Strategy
Operations & Distribution
JCM's Malawi playbook provides the template. Lagos requires specific adaptations on equipment, wheeling, and grid interconnection.
Plant construction
The 50 MW anchor plant is delivered through a turnkey contract with a tier-one international EPC contractor, with Nigerian sub-contracting for civil works, security, and grid connection. Construction window: 14 to 18 months from financial close. Equipment specs are upgraded from Malawi standards for Lagos coastal climate.
The smaller 5 to 20 MW C&I installations are managed in-house by the SPV operations team, with local sub-contractors for installation and a regional warehouse for spare parts in Ikeja.
How power reaches customers
The anchor plant connects to the LASERC-licensed distribution network for wheeling to anchor offtakers within Lagos State. The C&I portfolio sites operate behind-the-meter at the customer premises, with grid backup where the LASERC tariff makes it economic.
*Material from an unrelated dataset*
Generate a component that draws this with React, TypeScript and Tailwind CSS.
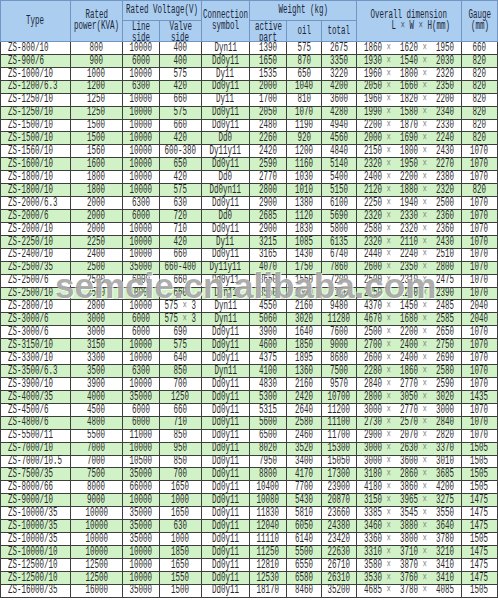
import React from "react";

type Row = [string, string, string, string, string, string, string, string, [string, string, string], string];

const rows: Row[] = [
  ["ZS-800/10", "800", "10000", "400", "Dyn11", "1390", "575", "2675", ["1860", "1620", "1950"], "660"],
  ["ZS-900/6", "900", "6000", "400", "Dd0y11", "1650", "870", "3350", ["1930", "1540", "2030"], "820"],
  ["ZS-1000/10", "1000", "10000", "575", "Dy11", "1535", "650", "3220", ["1960", "1800", "2320"], "820"],
  ["ZS-1200/6.3", "1200", "6300", "420", "Dd0y11", "2000", "1040", "4200", ["2050", "1660", "2350"], "820"],
  ["ZS-1250/10", "1250", "10000", "660", "Dy11", "1700", "810", "3600", ["1960", "1820", "2200"], "820"],
  ["ZS-1250/10", "1250", "10000", "575", "Dd0y11", "2050", "1070", "4280", ["1990", "1580", "2340"], "820"],
  ["ZS-1500/10", "1500", "10000", "660", "Dd0y11", "2480", "1190", "4940", ["2200", "1870", "2330"], "820"],
  ["ZS-1500/10", "1500", "10000", "420", "Dd0", "2260", "920", "4560", ["2000", "1690", "2240"], "820"],
  ["ZS-1560/10", "1560", "10000", "600-380", "Dy11y11", "2420", "1200", "4840", ["2150", "1800", "2430"], "1070"],
  ["ZS-1600/10", "1600", "10000", "650", "Dd0y11", "2590", "1160", "5140", ["2320", "1950", "2270"], "1070"],
  ["ZS-1800/10", "1800", "10000", "420", "Dd0", "2770", "1030", "5400", ["2400", "2200", "2380"], "1070"],
  ["ZS-1800/10", "1800", "10000", "575", "Dd0yn11", "2800", "1010", "5150", ["2120", "1880", "2320"], "820"],
  ["ZS-2000/6.3", "2000", "6300", "630", "Dd0y11", "2900", "1380", "6100", ["2250", "1940", "2500"], "1070"],
  ["ZS-2000/6", "2000", "6000", "720", "Dd0", "2685", "1120", "5690", ["2320", "2330", "2360"], "1070"],
  ["ZS-2000/10", "2000", "10000", "710", "Dd0y11", "2900", "1830", "5800", ["2580", "2320", "2360"], "1070"],
  ["ZS-2250/10", "2250", "10000", "420", "Dy11", "3215", "1085", "6135", ["2320", "2110", "2430"], "1070"],
  ["ZS-2400/10", "2400", "10000", "660", "Dd0y11", "3165", "1430", "6740", ["2440", "2240", "2510"], "1070"],
  ["ZS-2500/35", "2500", "35000", "660-400", "Dy11y11", "4070", "1750", "7860", ["2600", "2350", "2800"], "1070"],
  ["ZS-2500/6", "2500", "6000", "660", "Dd0y11", "3650", "1550", "7200", ["2500", "2310", "2475"], "1070"],
  ["ZS-2500/10", "2500", "10000", "660", "Dyn11", "3550", "1600", "7100", ["2250", "2200", "2390"], "1070"],
  ["ZS-2800/10", "2800", "10000", "575 × 3", "Dyn11", "4550", "2160", "9480", ["4370", "1450", "2485"], "2040"],
  ["ZS-3000/6", "3000", "6000", "575 × 3", "Dyn11", "5060", "3020", "11280", ["4670", "1680", "2585"], "2040"],
  ["ZS-3000/6", "3000", "6000", "690", "Dd0y11", "3900", "1640", "7600", ["2500", "2200", "2650"], "1070"],
  ["ZS-3150/10", "3150", "10000", "575", "Dd0y11", "4600", "1850", "9000", ["2700", "2400", "2750"], "1070"],
  ["ZS-3300/10", "3300", "10000", "640", "Dd0y11", "4375", "1895", "8680", ["2600", "2400", "2690"], "1070"],
  ["ZS-3500/6.3", "3500", "6300", "850", "Dyn11", "4100", "1360", "7500", ["2280", "1860", "2580"], "1070"],
  ["ZS-3900/10", "3900", "10000", "700", "Dd0y11", "4830", "2160", "9570", ["2840", "2770", "2590"], "1070"],
  ["ZS-4000/35", "4000", "35000", "1250", "Dd0y11", "5300", "2420", "10700", ["2800", "3050", "3020"], "1435"],
  ["ZS-4500/6", "4500", "6000", "660", "Dd0y11", "5315", "2640", "11200", ["3000", "2770", "3000"], "1070"],
  ["ZS-4800/6", "4800", "6000", "710", "Dd0y11", "5600", "2580", "11100", ["2730", "2570", "2840"], "1070"],
  ["ZS-5500/11", "5500", "11000", "850", "Dd0y11", "6500", "2460", "11700", ["2900", "2070", "2820"], "1070"],
  ["ZS-7000/10", "7000", "10000", "950", "Dd0y11", "8020", "3520", "15300", ["3000", "2630", "3370"], "1505"],
  ["ZS-7000/10.5", "7000", "10500", "850", "Dd0y11", "7950", "3400", "15050", ["3000", "3600", "3010"], "1505"],
  ["ZS-7500/35", "7500", "35000", "700", "Dd0y11", "8800", "4170", "17300", ["3180", "2860", "3685"], "1505"],
  ["ZS-8000/66", "8000", "66000", "1650", "Dd0y11", "10400", "7700", "23900", ["4180", "3860", "4200"], "1505"],
  ["ZS-9000/10", "9000", "10000", "1000", "Dd0y11", "10080", "5430", "20870", ["3150", "3965", "3275"], "1475"],
  ["ZS-10000/35", "10000", "35000", "1650", "Dd0y11", "11830", "5810", "23660", ["3385", "3545", "3550"], "1475"],
  ["ZS-10000/35", "10000", "35000", "630", "Dd0y11", "12040", "6050", "24380", ["3460", "3880", "3640"], "1475"],
  ["ZS-10000/35", "10000", "35000", "1000", "Dd0y11", "11110", "6140", "23420", ["3360", "3800", "3780"], "1505"],
  ["ZS-10000/10", "10000", "10000", "1850", "Dd0y11", "11250", "5500", "22630", ["3310", "3710", "3210"], "1475"],
  ["ZS-12500/10", "12500", "10000", "1650", "Dd0y11", "12810", "6550", "26710", ["3580", "3870", "3410"], "1475"],
  ["ZS-12500/10", "12500", "10000", "1550", "Dd0y11", "12530", "6580", "26310", ["3530", "3760", "3410"], "1475"],
  ["ZS-16000/35", "16000", "35000", "1500", "Dd0y11", "18170", "8460", "35200", ["4685", "3780", "4085"], "1505"],
];

const FONT = "[font-family:'Liberation_Mono','DejaVu_Sans_Mono',monospace]";

function T({ children, left = false }: { children: React.ReactNode; left?: boolean }) {
  return (
    <span
      className={`inline-block whitespace-pre leading-none scale-x-[0.6] ${left ? "origin-left" : "origin-center"}`}
    >
      {children}
    </span>
  );
}

function HLines({ lines }: { lines: React.ReactNode[] }) {
  return (
    <div className="flex flex-col items-center leading-[11px]">
      {lines.map((l, i) => (
        <span key={i} className="inline-block whitespace-pre scale-x-[0.6] origin-center">
          {l}
        </span>
      ))}
    </div>
  );
}

const COLS = "grid-cols-[69px_51px_36px_41px_47px_36px_34px_34px_104px_35px]";
const HC = "bg-[#aacdf0] flex justify-center overflow-hidden";

export default function App() {
  return (
    <div className={`relative w-[498px] h-[600px] overflow-hidden bg-white ${FONT} text-[12.5px]`}>
      <div className={`grid ${COLS} grid-rows-[19px_20px] gap-px p-px bg-[#7196c4] text-[#1c2636]`}>
        <div className={`${HC} items-center col-start-1 row-start-1 row-span-2`}>
          <T>Type</T>
        </div>
        <div className={`${HC} items-center col-start-2 row-start-1 row-span-2`}>
          <HLines lines={["Rated", "power(KVA)"]} />
        </div>
        <div className={`${HC} items-center col-start-3 col-span-2 row-start-1`}>
          <T>Rated Voltage(V)</T>
        </div>
        <div className={`${HC} items-center col-start-5 row-start-1 row-span-2`}>
          <HLines lines={["Connection", "symbol"]} />
        </div>
        <div className={`${HC} items-center col-start-6 col-span-3 row-start-1`}>
          <T>Weight (kg)</T>
        </div>
        <div className={`${HC} items-center col-start-9 row-start-1 row-span-2`}>
          <div className="flex flex-col items-center leading-[11px]">
            <span className="inline-block whitespace-pre scale-x-[0.6] origin-center">Overall dimension</span>
            <span className="inline-block whitespace-pre scale-x-[0.6] origin-center ml-[24px]">
              L <span className="text-[#4a5a70]">×</span> W <span className="text-[#4a5a70]">×</span> H(mm)
            </span>
          </div>
        </div>
        <div className={`${HC} items-center col-start-10 row-start-1 row-span-2`}>
          <HLines lines={["Gauge", "(mm)"]} />
        </div>
        <div className={`${HC} items-start pt-[1px] col-start-3 row-start-2`}>
          <HLines lines={["Line", "side"]} />
        </div>
        <div className={`${HC} items-start pt-[1px] col-start-4 row-start-2`}>
          <HLines lines={["Valve", "side"]} />
        </div>
        <div className={`${HC} items-start pt-[1px] col-start-6 row-start-2`}>
          <HLines lines={["active", "part"]} />
        </div>
        <div className={`${HC} items-center col-start-7 row-start-2`}>
          <T>oil</T>
        </div>
        <div className={`${HC} items-center col-start-8 row-start-2`}>
          <T>total</T>
        </div>
      </div>

      <div className={`grid ${COLS} auto-rows-[11.93px] gap-px px-px pb-px bg-[#3e3e3e] text-[#2a2a2a]`}>
        {rows.map((r, i) => {
          const bg = i % 2 === 0 ? "bg-white" : "bg-[#d0f2c6]";
          const cell = `${bg} flex items-center justify-center`;
          return (
            <React.Fragment key={i}>
              <div className={`${bg} flex items-center pl-[7px]`}>
                <T left>{r[0]}</T>
              </div>
              <div className={cell}><T>{r[1]}</T></div>
              <div className={cell}><T>{r[2]}</T></div>
              <div className={cell}>
                <T>
                  {r[3].includes("×") ? (
                    <>
                      575 <span className="text-[#888]">×</span> 3
                    </>
                  ) : (
                    r[3]
                  )}
                </T>
              </div>
              <div className={cell}><T>{r[4]}</T></div>
              <div className={cell}><T>{r[5]}</T></div>
              <div className={cell}><T>{r[6]}</T></div>
              <div className={cell}><T>{r[7]}</T></div>
              <div className={cell}>
                <T>
                  {r[8][0]} <span className="text-[#8a8a8a]">×</span>  {r[8][1]} <span className="text-[#8a8a8a]">×</span>  {r[8][2]}
                </T>
              </div>
              <div className={cell}><T>{r[9]}</T></div>
            </React.Fragment>
          );
        })}
      </div>

      <div className="absolute left-[55px] top-[268px] pointer-events-none whitespace-nowrap [font-family:'Liberation_Sans',Arial,sans-serif] font-bold text-[35px] leading-[35px] text-[rgba(120,120,120,0.62)] [text-shadow:1px_1px_0_rgba(255,255,255,0.85),-1px_-1px_0_rgba(255,255,255,0.5)]">
        semcie.cn.alibaba.com
      </div>
    </div>
  );
}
LASERC interconnection approval is the regulatory critical path. Engagement begins six months before financial close to align technical specifications, metering, and dispatch protocols.
Running the plant
The Malawi operations team forms the founding core of the Lagos operations group, with technician training and recruiting localized within 24 months of commercial operation. Remote monitoring runs from a JCM operations center; on-site response runs from a permanent Lagos office in Ikeja or Lekki.
Operations is the moat
Anyone can build the plant. The 20-year operational discipline that keeps it running through Nigerian macro cycles is what JCM brings that competitors do not yet have.